Before I had Piper McKenzie in my life, I was a hollow shell of a human being. Now I’m more hollow than ever.

The superpower I would least want to have would probably be the ability to go blind.

Out, out, brief candle! / Life's but a walking shadow, a poor player, / That suckles / brandy / titties. It is a tale / Told by an idiot, full of cloverleaf mudpies / Signifying the beginning of the war.

The first play I ever wrote was for a fifth grade class. After that I didn’t quit, for some reason.

If I were to finish this sentence it would be an excellent sentence.

Writing for the Dainty Cadaver in this manner worked against my usual process by forcing me to share, which is the opposite of the reason I write.

If I didn’t write plays or do things like Dainty Cadavers I’d probably be rich.

[Expletive] and [Unprintable] and [Censored]: that’s what little girls are made of.

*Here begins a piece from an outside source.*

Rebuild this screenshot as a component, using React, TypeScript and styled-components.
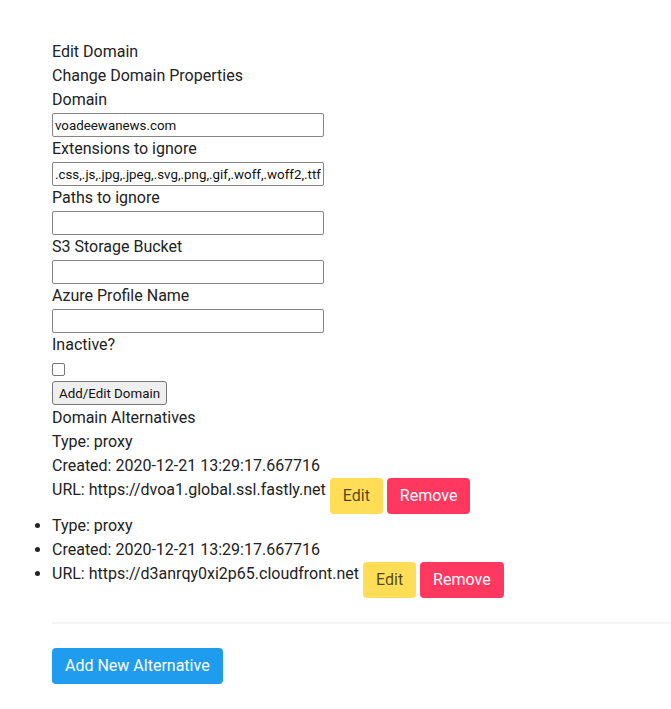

I think the Internet does not affect the ways we make theater in that it is still just a bunch of words and pictures and c’mon, let’s be real.

The jumble of random nouns, verbs, adjectives and adverbs I would use to describe my Dainty Cadaver experience includes the following: a chaotic, weirdly sad, compromise.

When walking down the lane, Charles Ludlum picked up a bucket of buckshot along the way. It overflowed, and Charles had to use it.

In the beginning God created nothing.

I couldn’t live without beer, but the part of it I could live without is farting.

Have you ever noticed that rabbits are always like Let’s kick it,” while Bears are always like “What gives, Rabbit?What’s the deal?

Snabfllp nibminimmbinmtt falalaboocheray toddlesmick Slartibartfast abbib simblantfermay pobbadooblemirph.